On 29 April the English Court of Appeal in its decision on Enka v Chubb  EWCA Civ 574 establishes a new approach to the problem of the law applicable to the arbitration agreement in the situation when the law chosen by the parties to govern the wider contract differs from the law of the seat of arbitration.
Background of the case
Enka is a Turkish construction and engineering company with substantial operations in Russia. It played a part in the construction of the Berezovskaya power plant for Unipro (previously named E.ON Russia). In 2016 there was a huge fire at the plant, and Unipro claimed from its insurers, the Russian arm of the Chubb insurance group. Chubb duly paid out, thereby became subrogated to any rights Unipro had against the contractors, and pursued a claim against Enka (among others) on the basis that the fire was caused by defects in Enka’s work. Enka’s contract is governed by Russian law and contained a London-seat arbitration clause, but Chubb filed its claim in the Russian courts. Enka applied to the English High Court for an anti-suit injunction preventing Chubb from pursuing the Russian proceedings.

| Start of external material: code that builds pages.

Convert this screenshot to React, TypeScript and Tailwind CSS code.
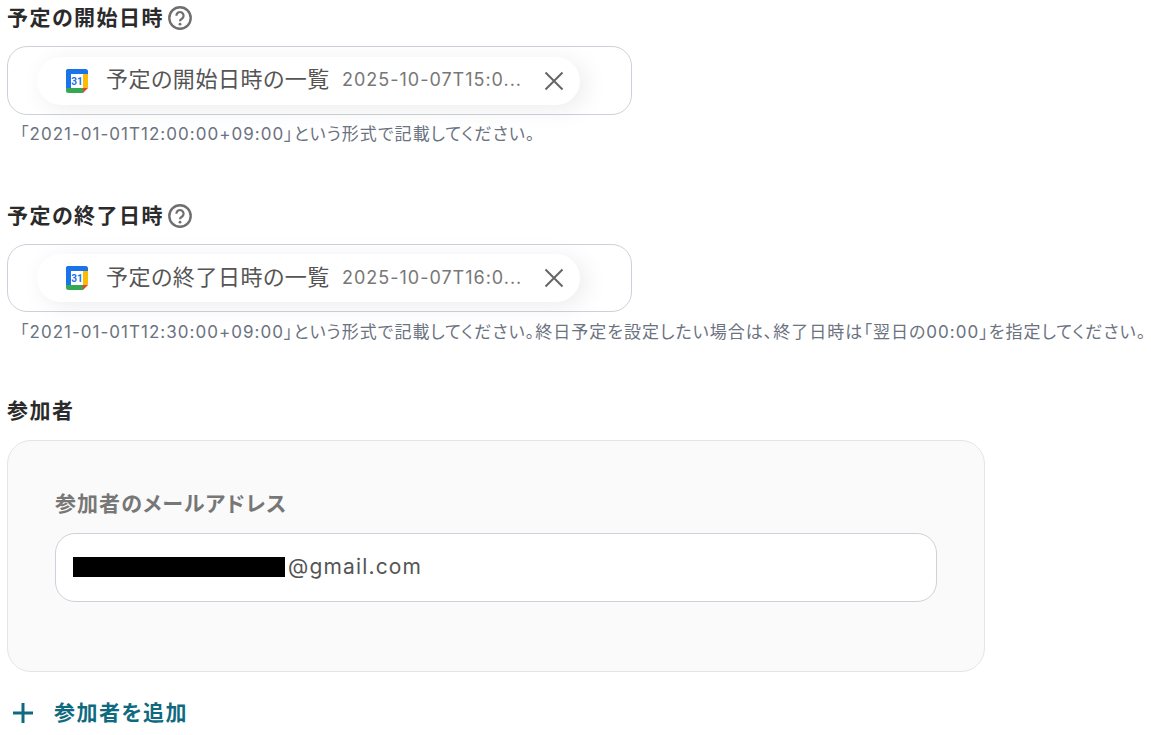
const font = "font-['Inter','Noto_Sans_CJK_JP',sans-serif] [font-feature-settings:'palt']";

const CalendarIcon = () => (
  <svg width="24" height="26" viewBox="0 0 24 26" className="shrink-0">
    <path d="M6 6h12v14H6z" fill="#fff" />
    <path d="M1 3.500A2.500 2.500 0 0 1 3.500 1H6v19H1z" fill="#1a73e8" />
    <path d="M3.500 1H20.500A2.500 2.500 0 0 1 23 3.500V6H1V3.500A2.500 2.500 0 0 1 3.500 1z" fill="#1a73e8" />
    <path d="M18 6h5v14h-5z" fill="#fbbc04" />
    <path d="M1 20h17v5H3.500A2.500 2.500 0 0 1 1 22.500z" fill="#34a853" />
    <path d="M18 20h5l-5 5z" fill="#ea4335" />
    <text x="12" y="16.500" textAnchor="middle" fontSize="10" fontWeight="700" fill="#1a73e8" fontFamily="Roboto, sans-serif">31</text>
  </svg>
);

const HelpIcon = () => (
  <svg width="24" height="24" viewBox="0 0 24 24" className="shrink-0" fill="none">
    <circle cx="12" cy="12" r="10.700" stroke="#6f6f6f" strokeWidth="2.400" />
    <path d="M8.400 9.700a3.600 3.600 0 1 1 5.500 3c-1.300.8-1.900 1.200-1.900 2.500" stroke="#6f6f6f" strokeWidth="2.200" />
    <circle cx="12" cy="18.200" r="1.400" fill="#6f6f6f" />
  </svg>
);

const Label = ({ text }: { text: string }) => (
  <div className="flex items-center gap-[4px] h-[24px]">
    <span className="pb-[2px] text-[21px] leading-none font-semibold tracking-[0.07em] text-[#2b2b2b]">{text}</span>
    <HelpIcon />
  </div>
);

const ChipField = ({ name, value, height }: { name: string; value: string; height: string }) => (
  <div className={`w-[625px] ${height} border border-[#ccd2da] rounded-[20px] flex items-center pl-[29px] bg-white`}>
    <div className="w-[543px] h-[48px] rounded-full bg-white shadow-[6px_4px_24px_rgba(0,0,0,0.08)] flex items-center pl-[28px]">
      <CalendarIcon />
      <span className="ml-[17px] pb-[2px] w-[222px] text-[22px] tracking-[0.025em] text-[#555555] whitespace-nowrap">{name}</span>
      <span className="ml-[14px] pb-[2px] w-[180px] text-[18px] tracking-[0.055em] text-[#777777] whitespace-nowrap">{value}</span>
      <svg width="22" height="22" viewBox="0 0 22 22" className="ml-[21px]" fill="none">
        <path d="M2.500 2.500l17 17M19.500 2.500l-17 17" stroke="#666666" strokeWidth="2" />
      </svg>
    </div>
  </div>
);

const Hint = ({ text }: { text: string }) => (
  <p className="mt-[9px] ml-[13px] text-[17px] leading-[20px] tracking-[0.06em] text-[#6b7280] whitespace-nowrap">{text}</p>
);

export default function App() {
  return (
    <div className={`${font} w-[1151px] h-[735px] overflow-hidden bg-white pl-[7px] pt-[6px]`}>
      <Label text="予定の開始日時" />
      <div className="mt-[16px]">
        <ChipField name="予定の開始日時の一覧" value="2025-10-07T15:0..." height="h-[69px]" />
      </div>
      <Hint text="「2021-01-01T12:00:00+09:00」という形式で記載してください。" />

      <div className="mt-[60px]">
        <Label text="予定の終了日時" />
      </div>
      <div className="mt-[16px]">
        <ChipField name="予定の終了日時の一覧" value="2025-10-07T16:0..." height="h-[68px]" />
      </div>
      <div className="pt-[1px]">
        <Hint text="「2021-01-01T12:30:00+09:00」という形式で記載してください。終日予定を設定したい場合は、終了日時は「翌日の00:00」を指定してください。" />
      </div>

      <div className="mt-[57px] h-[24px] flex items-center text-[21px] font-semibold tracking-[0.07em] text-[#2b2b2b]">参加者</div>

      <div className="mt-[17px] w-[978px] h-[232px] border border-[#e4e4e4] rounded-[24px] bg-[#fafafa] pl-[47px] pt-[48px]">
        <div className="h-[30px] flex items-center text-[21px] font-semibold tracking-[0.05em] text-[#777777]">参加者のメールアドレス</div>
        <div className="mt-[14px] w-[882px] h-[69px] border border-[#ccd2da] rounded-[20px] bg-white flex items-center pl-[17px]">
          <div className="relative pb-[2px] text-[21px] tracking-[0.055em] text-[#555555] pl-[215px]">
            <div className="absolute left-0 top-[6px] w-[212px] h-[20px] bg-black" />
            @gmail.com
          </div>
        </div>
      </div>

      <div className="mt-[26px] flex items-center h-[30px] pl-[6px]">
        <svg width="20" height="20" viewBox="0 0 20 20" fill="none">
          <path d="M10 0v20M0 10h20" stroke="#0f6a80" strokeWidth="3" />
        </svg>
        <span className="ml-[21px] text-[21px] font-semibold tracking-[0.07em] text-[#0f6a80]">参加者を追加</span>
      </div>
    </div>
  );
}
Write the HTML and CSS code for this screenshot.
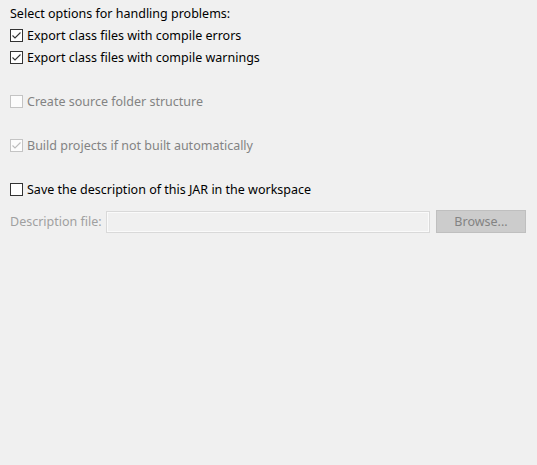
FILE: index.html
```html
<!DOCTYPE html>
<html>
<head>
<meta charset="utf-8">
<link rel="stylesheet" href="styles.css">
</head>
<body>
<div class="page">
  <div class="row label">Select options for handling problems:</div>
  <div class="row">
    <span class="box checked"><svg viewBox="0 0 13 13" width="13" height="13"><path d="M2.5 6.5 L5 9 L10.5 3.5" fill="none" stroke="#333" stroke-width="1.1"/></svg></span>
    <span class="text">Export class files with compile errors</span>
  </div>
  <div class="row">
    <span class="box checked"><svg viewBox="0 0 13 13" width="13" height="13"><path d="M2.5 6.5 L5 9 L10.5 3.5" fill="none" stroke="#333" stroke-width="1.1"/></svg></span>
    <span class="text">Export class files with compile warnings</span>
  </div>
  <div class="row blank"></div>
  <div class="row disabled">
    <span class="box"></span>
    <span class="text">Create source folder structure</span>
  </div>
  <div class="row blank"></div>
  <div class="row disabled">
    <span class="box"><svg viewBox="0 0 13 13" width="13" height="13"><path d="M2.5 6.5 L5 9 L10.5 3.5" fill="none" stroke="#bcbcbc" stroke-width="1.1"/></svg></span>
    <span class="text">Build projects if not built automatically</span>
  </div>
  <div class="row blank"></div>
  <div class="row">
    <span class="box"></span>
    <span class="text">Save the description of this JAR in the workspace</span>
  </div>
  <div class="field-row">
    <span class="field-label">Description file:</span>
    <span class="field"></span>
    <span class="button">Browse...</span>
  </div>
</div>
</body>
</html>
```

FILE: styles.css
```css
html, body {
  margin: 0;
  padding: 0;
  background: #f0f0f0;
}
.page {
  width: 537px;
  height: 465px;
  box-sizing: border-box;
  padding: 2px 11px 0 10px;
  font-family: "Noto Sans", "Liberation Sans", sans-serif;
  font-size: 12.5px;
  color: #000;
  display: flex;
  flex-direction: column;
}
.row {
  height: 22px;
  display: flex;
  align-items: center;
  gap: 4px;
  white-space: nowrap;
}
.box {
  width: 13px;
  height: 13px;
  box-sizing: border-box;
  border: 1px solid #333;
  background: #fff;
  display: flex;
  flex: none;
  position: relative;
}
.box svg {
  position: absolute;
  left: -1px;
  top: -1px;
}
.disabled {
  color: #838383;
}
.disabled .box {
  border-color: #c4c4c4;
  background: #fcfcfc;
}
.field-row {
  margin-top: 10px;
  display: flex;
  align-items: center;
  gap: 4px;
  height: 23px;
}
.field-label {
  color: #a0a0a0;
  white-space: nowrap;
}
.field {
  flex: 1;
  height: 22px;
  box-sizing: border-box;
  border: 1px solid #d9d9d9;
  box-shadow: inset 0 0 0 1px #fafafa;
  background: #f0f0f0;
  margin-right: 2px;
}
.button {
  width: 90px;
  height: 23px;
  box-sizing: border-box;
  border: 1px solid #bfbfbf;
  background: #cccccc;
  color: #838383;
  display: flex;
  align-items: center;
  justify-content: center;
}
```
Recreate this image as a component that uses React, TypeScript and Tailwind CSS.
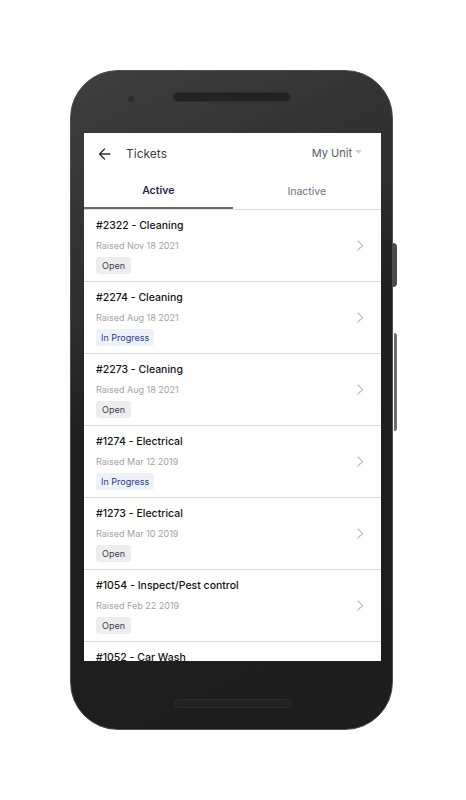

In fighting Enka’s anti-suit application in the High Court, Chubb argued that: (a) Enka’s contract was governed by Russian law, and that this choice of law extended to the arbitration clause; (b) Chubb’s claim fell outside the scope of the arbitration clause when construed under Russian law. Enka’s position was that the arbitration clause was governed by English law, the law of the seat. Chubb did not dispute that if the arbitration clause was governed by and therefore construed under English law, Chubb’s claim fell within the scope of the clause.
The High Court found in favour of Chubb, dismissing Enka’s application primarily on the ground that the Russian courts were the more appropriate forum to determine the governing law and scope of the arbitration clause and its impact on Chubb’s claim in Russia. Enka appealed.
The Court of Appeal’s decision
The Court of Appeal allowed Enka’s appeal and granted the anti-suit injunction, holding that the arbitration clause was governed by English law, therefore Chubb’s claim fell within the scope of the clause.
To determinate the law applicable to the arbitration agreement, the English courts will apply a three-stage test: (a) is there an express choice of law for the arbitration clause; (b) if not, is there an implied choice of law; (c) if not, with what system of law does the arbitration clause have its “closest and most real connection?
In its earlier decision in Sulamerica Cia Nacional de Seguros SA v Enesa Engelharia SA  1 WLR 102 the Court of Appeal provided the following guidance on the application of this test. According to it, in the case of an arbitration clause situated within a wider contract, an express governing law provision in the contract is “a strong indication” that the parties have impliedly chosen the same law to govern the arbitration clause, and is likely to lead to that conclusion subject to any strong countervailing factors.
In the case in hand the court revisited the mentioned test and established a very different set of principles, according to which where parties have chosen one law for the wider contract and a different law for the seat, having regard to the doctrine of separability there is “no principled basis” for treating the contract law as a significant source of guidance when determining the law governing the arbitration clause. By choosing a seat that differs from the contract law, the parties have already shown that they intend some aspects of their relationship to be governed by another system of law.
On top of that, the court pointed out that as the courts at the seat of arbitration are those to rule on the tribunal’s jurisdiction and determine the validity/scope of the arbitration clause the parties are unlikely to have intended that the courts should apply a system of law other than their own law when they are called upon to exercise such powers.
Enka v Chubb provides a helpful guidance for determination of the law applicable to the arbitration agreement. However, it is highly recommended to commercial parties to avoid the situation when the law applicable to the contract differs from the law of the seat of arbitration. At least, under such circumstances the parties should include an express choice of law for the arbitration clause.